Training data: I agree that the stuff you’re pointing to seems worthwhile. But I feel like you’ve latched onto a particular type of training data, and you’re missing important categories, e.g.:
Epistemics stuff—there are lots of super smart people earnestly trying to figure out very hard questions, and I think that if you could access their thinking, there would be a lot there which would compare favourably to a lot of the data that would be collected from people in this community. It wouldn’t be so targeted in terms of the questions it addressed (e.g. “AI strategy”, but learning good epistemics may be valuable and transfer over)
International negotiation, and high-stakes bargaining in general—potentially very important, but not something I think our community has any particular advantage at
Synthetic data—a bunch of things may be unlocked more by working out how to enable “self-play” (or the appropriate analogue), rather than just collecting more data the hard way
Yeah I think I agree with all this; I suppose since ‘we’ have the AI policy/strategy training data anyway that seems relatively low effort and high value to do, but yes if we could somehow get access to the private notes of a bunch of international negotiators that also seems very valuable!

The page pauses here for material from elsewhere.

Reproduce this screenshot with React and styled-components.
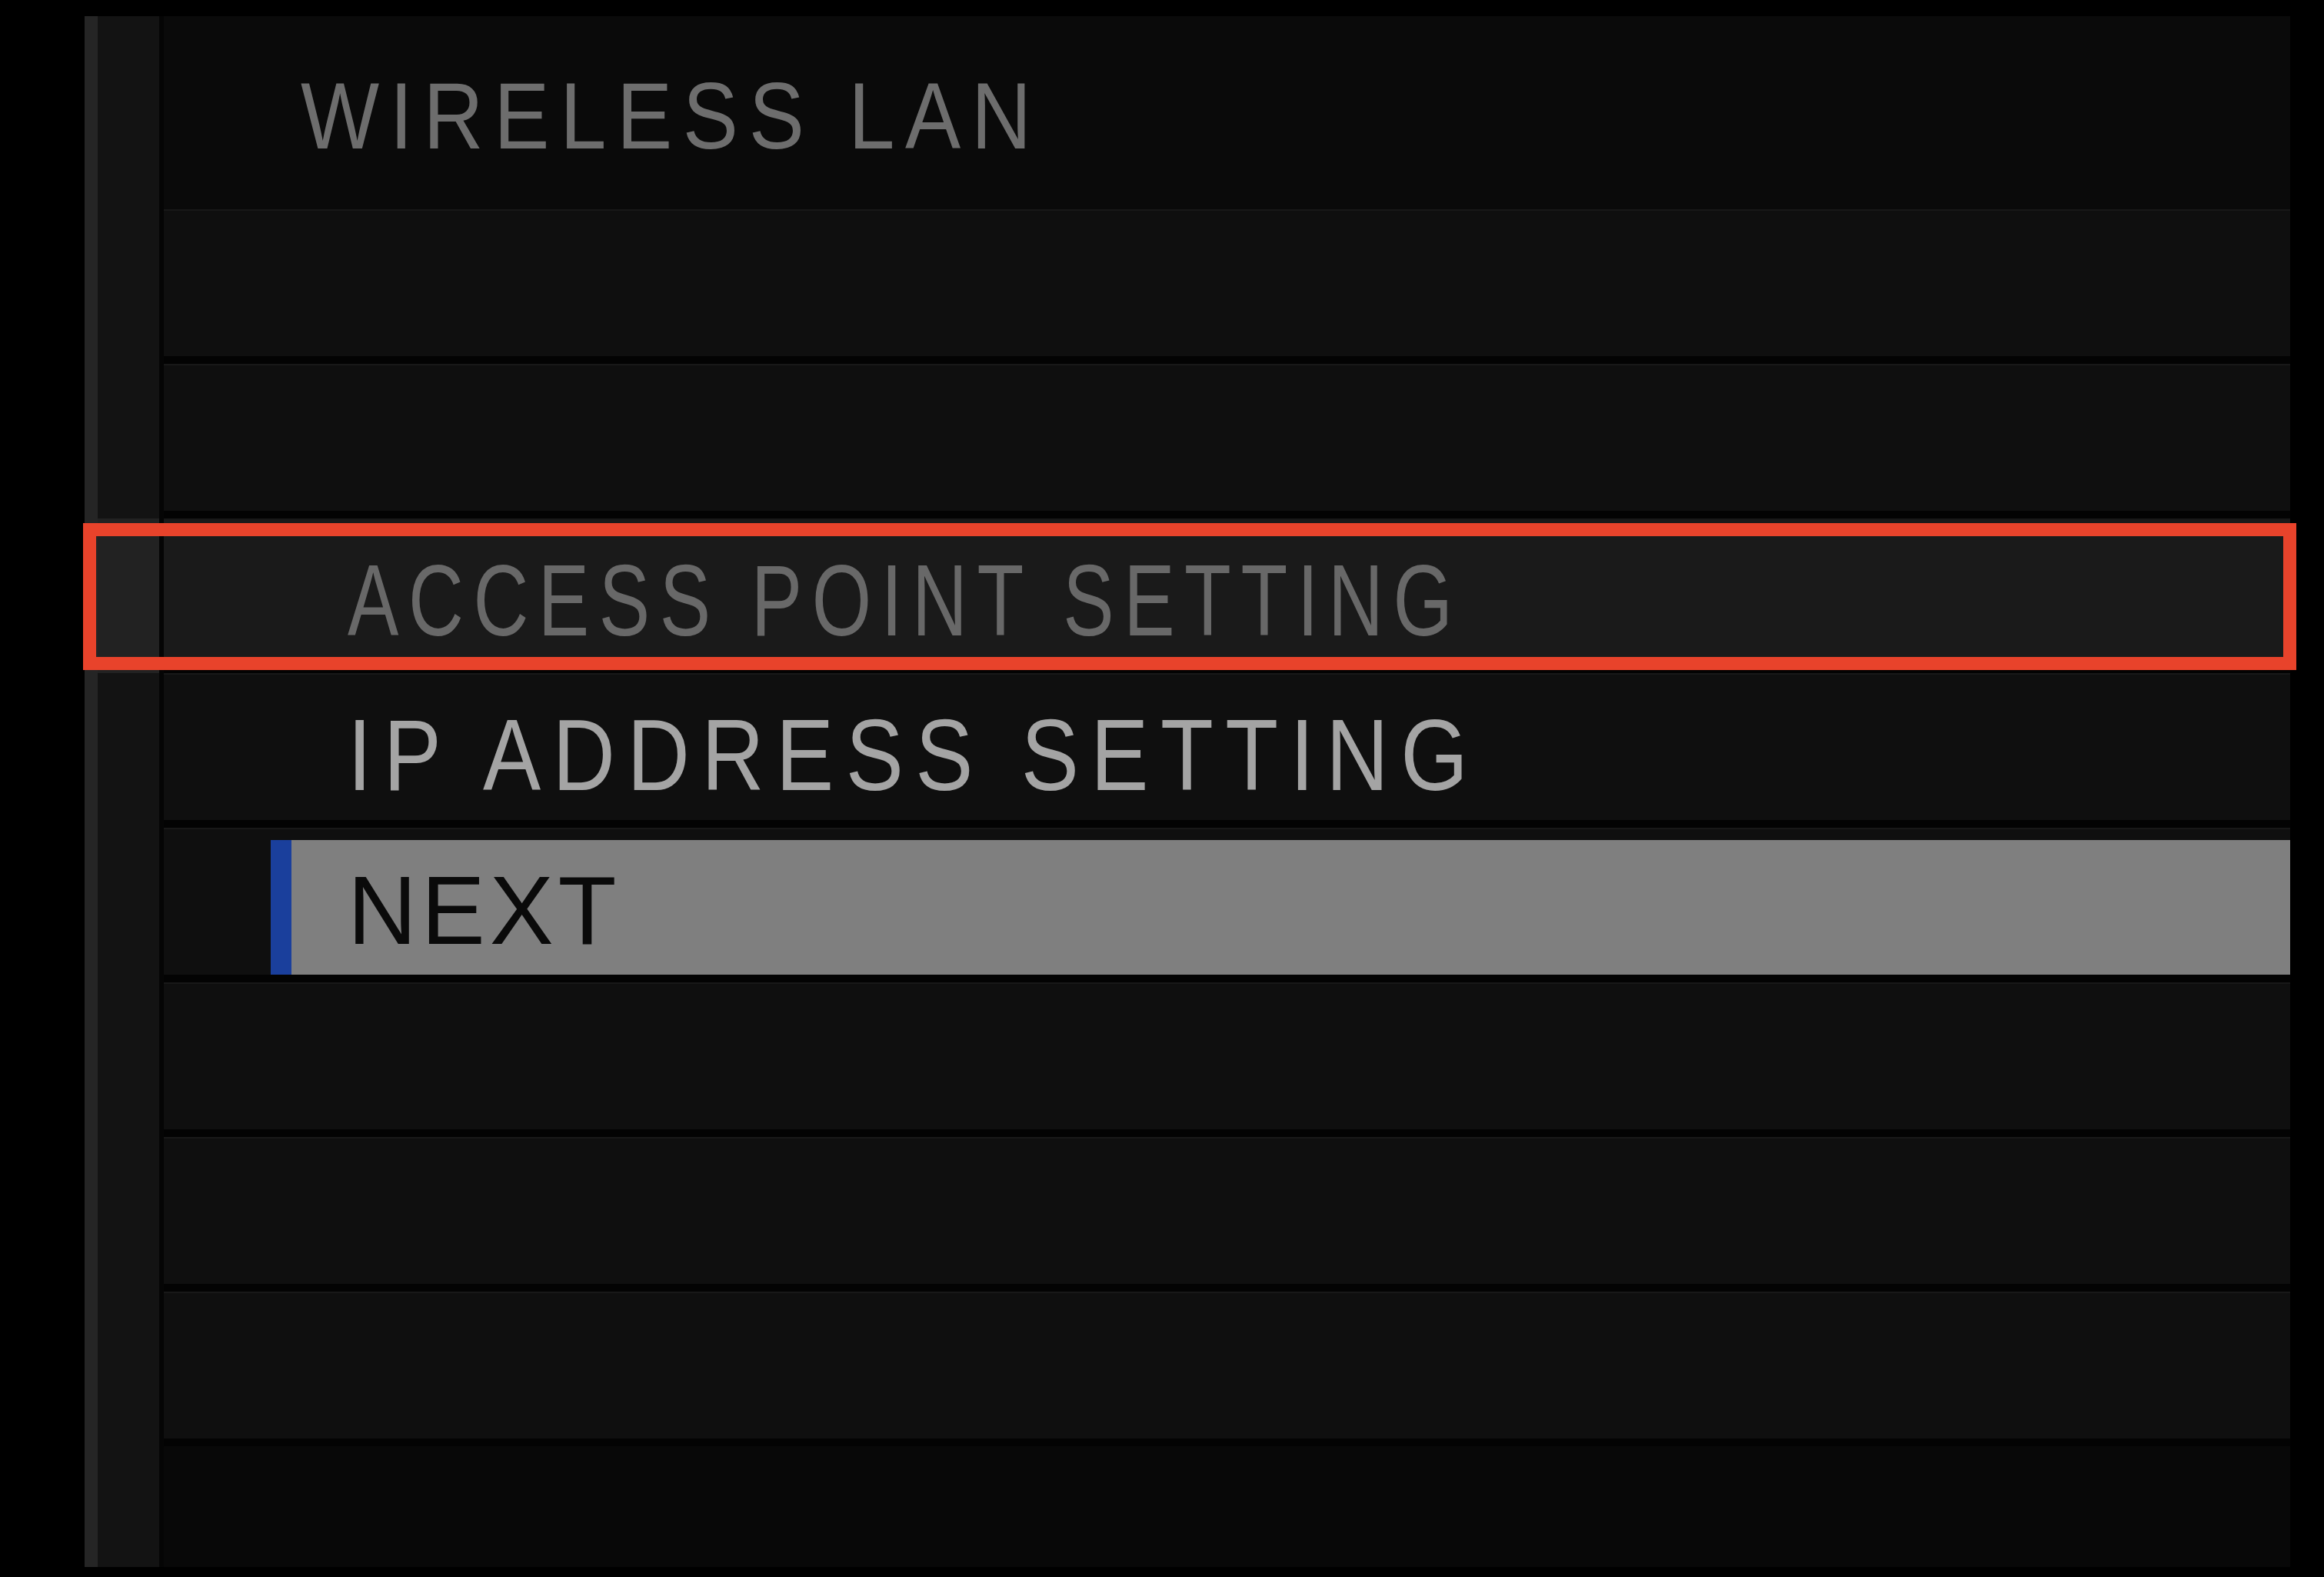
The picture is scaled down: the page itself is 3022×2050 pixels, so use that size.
import React from 'react';
import styled, { createGlobalStyle } from 'styled-components';

const GlobalStyle = createGlobalStyle`
  html, body {
    margin: 0;
    padding: 0;
    background: #000;
  }
  body {
    width: 3022px;
    height: 2050px;
    overflow: hidden;
    font-family: "Liberation Sans", Arial, sans-serif;
  }
`;

const Screen = styled.div`
  width: 3022px;
  height: 2050px;
  box-sizing: border-box;
  padding: 21px 44px 13px 110px;
  background: #000;
`;

const Panel = styled.div`
  display: flex;
  flex-direction: column;
  height: 100%;
`;

const Line = styled.div`
  position: relative;
  display: grid;
  grid-template-columns: 103px 1fr;
  height: ${(p) => p.$height}px;
  flex: none;
`;

const Rail = styled.div`
  box-sizing: border-box;
  border-left: 17px solid #252525;
  border-right: 6px solid #050505;
  background: ${(p) => (p.$selected ? '#222222' : '#131313')};
`;

const Header = styled.div`
  background: #0a0a0a;
  padding: 68px 0 0 178px;
`;

const Footer = styled.div`
  background: #080808;
`;

const Cell = styled.div`
  box-sizing: border-box;
  border-top: 2px solid #181818;
  border-bottom: 10px solid #030303;
  background: ${(p) => (p.$selected ? '#1a1a1a' : '#0f0f0f')};
  padding: ${(p) => (p.$bar ? '14px 0 0 139px' : '39px 0 0 239px')};
`;

const Label = styled.div`
  font-size: ${(p) => p.$size}px;
  line-height: 1;
  letter-spacing: ${(p) => p.$spacing}px;
  color: ${(p) => p.$color};
  white-space: nowrap;
  transform: scaleX(${(p) => p.$scale || 1});
  transform-origin: left center;
`;

const Bar = styled.div`
  box-sizing: border-box;
  height: 175px;
  border-left: 27px solid #1a3f9c;
  background: #7f7f7f;
  padding: 28px 0 0 73px;
`;

const Marker = styled.div`
  position: absolute;
  top: 6px;
  bottom: 4px;
  left: -2px;
  right: -8px;
  border: 17px solid #e8432b;
  pointer-events: none;
`;

const rows = [
  { key: 'r1' },
  { key: 'r2' },
  { key: 'ap', text: 'ACCESS POINT SETTING', color: '#686868', spacing: 16.5, scale: 0.76, selected: true },
  { key: 'ip', text: 'IP ADDRESS SETTING', color: '#a4a4a4', spacing: 18, scale: 0.86 },
  { key: 'next', text: 'NEXT', color: '#0a0a0a', spacing: 6, scale: 0.98, bar: true },
  { key: 'r6' },
  { key: 'r7' },
  { key: 'r8' },
];

const MenuRow = ({ text, color, spacing, scale, selected, bar }) => (
  <Line $height={201}>
    <Rail $selected={selected} />
    <Cell $selected={selected} $bar={bar}>
      {bar ? (
        <Bar>
          <Label $size={127} $spacing={spacing} $scale={scale} $color={color}>{text}</Label>
        </Bar>
      ) : (
        text && (
          <Label $size={131} $spacing={spacing} $scale={scale} $color={color}>{text}</Label>
        )
      )}
    </Cell>
    {selected && <Marker />}
  </Line>
);

export default function App() {
  return (
    <Screen>
      <GlobalStyle />
      <Panel>
        <Line $height={251}>
          <Rail />
          <Header>
            <Label $size={123} $spacing={15.5} $scale={0.88} $color="#6d6d6d">WIRELESS LAN</Label>
          </Header>
        </Line>
        {rows.map(({ key, ...row }) => (
          <MenuRow key={key} {...row} />
        ))}
        <Line $height={157}>
          <Rail />
          <Footer />
        </Line>
      </Panel>
    </Screen>
  );
}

Perhaps actually asking top forecasters to record their working and meetings to use as training data later would be valuable, and I assume many people already do this by default (tagging @NunoSempere). Although of course having better forecasting AIs seems more dual-use than some of the other AI tools.
I just remembered another sub-category that seems important to me: AI-enabled very accurate lie detection. This could be useful for many things, but most of all for helping make credible commitments in high-stakes US-China ASI negotiations.